The paper, ‘Customer and Innovation trends in Haircare’, published on November 18, notes the relative strength of female anti-ageing hair care as compared to the potential of the male market, and the need to develop scientifically-based products in order to increase consumer trust.
It also suggests that anti-dandruff treatments are becoming increasingly important, posting the largest CAGR of any sector at 7.1% per year.
The company identifies the lack of hair care products targeted at seniors as a significant ‘gap in the market’ which could be taken advantage of by cosmetics companies.
A gap in trust
According to Datamonitor, two thirds of those surveyed from 35-64 years old expressed a strong interest in looking good in their everyday life. In addition, many consumers expressed unhappiness with their age, particularly in the 50+ category.

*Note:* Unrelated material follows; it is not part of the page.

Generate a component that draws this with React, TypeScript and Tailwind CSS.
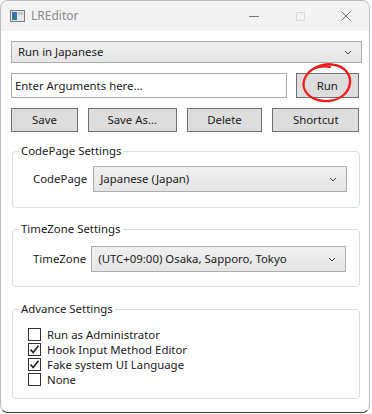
import React from "react";

const font = { fontFamily: '"Noto Sans", "Open Sans", sans-serif' };

function Chevron() {
  return (
    <svg width="8" height="5" viewBox="0 0 8 5" className="shrink-0">
      <path d="M1 1 L4 4 L7 1" fill="none" stroke="#404040" strokeWidth="1" />
    </svg>
  );
}

function Combo({ text, className }: { text: string; className: string }) {
  return (
    <div
      className={`flex items-center justify-between border border-[#acacac] bg-gradient-to-b from-[#f0f0f0] to-[#e5e5e5] pr-[9px] pl-[6px] text-[#1a1a1a] ${className}`}
    >
      <span>{text}</span>
      <Chevron />
    </div>
  );
}

function Button({ label, className }: { label: string; className: string }) {
  return (
    <div
      className={`flex items-center justify-center border border-[#707070] bg-[#dddddd] text-[#1a1a1a] ${className}`}
    >
      {label}
    </div>
  );
}

function Check({ label, checked }: { label: string; checked?: boolean }) {
  return (
    <div className="flex h-[15px] items-center gap-[6px] leading-[15px]">
      <div className="flex h-[13px] w-[13px] items-center justify-center border border-[#333333] bg-white">
        {checked && (
          <svg width="11" height="11" viewBox="0 0 11 11">
            <path d="M1.5 5.5 L4.2 8.5 L9.5 1.8" fill="none" stroke="#202020" strokeWidth="1.7" />
          </svg>
        )}
      </div>
      <span className="text-[#1a1a1a]">{label}</span>
    </div>
  );
}

function Group({ title, className, children }: { title: string; className: string; children: React.ReactNode }) {
  return (
    <fieldset className={`rounded-[4px] border border-[#d5dfe5] ${className}`}>
      <legend className="ml-[6px] px-[2px] text-[#1a1a1a]">{title}</legend>
      {children}
    </fieldset>
  );
}

export default function App() {
  return (
    <div className="h-[414px] w-[372px] bg-white text-[11.4px] leading-[16px]" style={font}>
      <div className="flex h-[413px] w-[370px] flex-col overflow-hidden rounded-[8px] border border-[#bdbdbd] border-b-[#3a3a3a] bg-white">
        {/* title bar */}
        <div className="flex h-[30px] shrink-0 items-center bg-[#f3f3f3]">
          <svg width="15" height="12" viewBox="0 0 15 12" className="ml-[9px]">
            <rect x="0.5" y="0.5" width="14" height="11" fill="#e8e8e8" stroke="#7a7a7a" />
            <rect x="2" y="2" width="5" height="8" fill="#2e7d8c" />
            <rect x="2" y="2" width="5" height="4" fill="#3f6fb0" />
            <rect x="8" y="2" width="5" height="3" fill="#c8c8c8" />
          </svg>
          <span className="ml-[6px] text-[12px] text-[#8a8a8a]">LREditor</span>
          <div className="ml-auto flex items-center">
            <div className="flex w-[46px] items-center justify-center">
              <div className="h-px w-[10px] bg-[#7a7a7a]" />
            </div>
            <div className="flex w-[46px] items-center justify-center">
              <div className="h-[9px] w-[9px] rounded-[1px] border border-[#d8d8d8]" />
            </div>
            <div className="flex w-[46px] items-center justify-center">
              <svg width="10" height="10" viewBox="0 0 10 10">
                <path d="M0.5 0.5 L9.5 9.5 M9.5 0.5 L0.5 9.5" stroke="#6a6a6a" strokeWidth="1" />
              </svg>
            </div>
          </div>
        </div>

        {/* body */}
        <div className="flex flex-col px-[10px] pt-[10px]">
          <Combo text="Run in Japanese" className="h-[22px] w-[351px]" />

          <div className="relative mt-[10px] flex h-[25px] gap-[9px]">
            <div className="flex w-[278px] items-center border border-[#abadb3] bg-white pl-[3px] text-[#1a1a1a]">
              Enter Arguments here...
            </div>
            <Button label="Run" className="w-[64px]" />
            <svg
              width="56"
              height="46"
              viewBox="0 0 56 46"
              className="pointer-events-none absolute left-[288px] top-[-11px]"
            >
              <path
                d="M11 9 C18 3 28 1 36 3 C46 5 52 13 51 21 C50 30 42 38 30 39 C18 40 8 35 5 26 C3 18 8 10 16 6 C21 4 27 4 31 5"
                fill="none"
                stroke="#ee1c1c"
                strokeWidth="2.3"
                strokeLinecap="round"
              />
            </svg>
          </div>

          <div className="mt-[10px] flex h-[24px] gap-[10px]">
            <Button label="Save" className="w-[68px]" />
            <Button label="Save As..." className="w-[90px]" />
            <Button label="Delete" className="w-[77px]" />
            <Button label="Shortcut" className="w-[88px]" />
          </div>

          <Group title="CodePage Settings" className="mt-[11px] ml-px h-[65px] w-[348px]">
            <div className="mt-[7px] flex items-center gap-[6px] pl-[20px]">
              <span className="text-[#1a1a1a]">CodePage</span>
              <Combo text="Japanese (Japan)" className="h-[26px] w-[254px]" />
            </div>
          </Group>

          <Group title="TimeZone Settings" className="mt-[13px] ml-px h-[66px] w-[348px]">
            <div className="mt-[9px] flex items-center gap-[5px] pl-[20px]">
              <span className="text-[#1a1a1a]">TimeZone</span>
              <Combo text="(UTC+09:00) Osaka, Sapporo, Tokyo" className="h-[26px] w-[255px]" />
            </div>
          </Group>

          <Group title="Advance Settings" className="mt-[14px] ml-px h-[98px] w-[348px]">
            <div className="mt-[10px] flex flex-col pl-[15px]">
              <Check label="Run as Administrator" />
              <Check label="Hook Input Method Editor" checked />
              <Check label="Fake system UI Language" checked />
              <Check label="None" />
            </div>
          </Group>
        </div>
      </div>
    </div>
  );
}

These numbers may suggest great potential for anti-ageing; however, a crucial problem with the current development of hair care is a gap in trust between consumers and companies, with the company’s research showing trust declining especially in sharply in older customers.
Another challenge identified is the relatively low priority of anti-ageing hair care products for many consumers, with the company suggesting the need to ensure that these beauty items deliver far more benefits than comparable skin care products in order to capture the market.
Only 31% of consumers believe that beauty products supported by science are untrustworthy or somewhat untrustworthy, suggesting that a strong scientific basis is also important for new products.
More potential in female healthcare
The paper shows that although roughly equal numbers of men and women were unhappy with their age, at 12 vs 13%, female anti-ageing care has more overall potential for development. Almost half of all women aged from 35-64 “actively use” hair products to reduce the appearance of grey hairs.
In addition, 72% of female hair care shoppers over 55 were considered to be very concerned with their appearance, as opposed to 59% of male shoppers in the same age bracket.
Datamonitor also highlight the unconventional solutions to the problems of greying and ageing in hair, including nutritional supplements and “anti-greying pills” with supposedly permanent effects.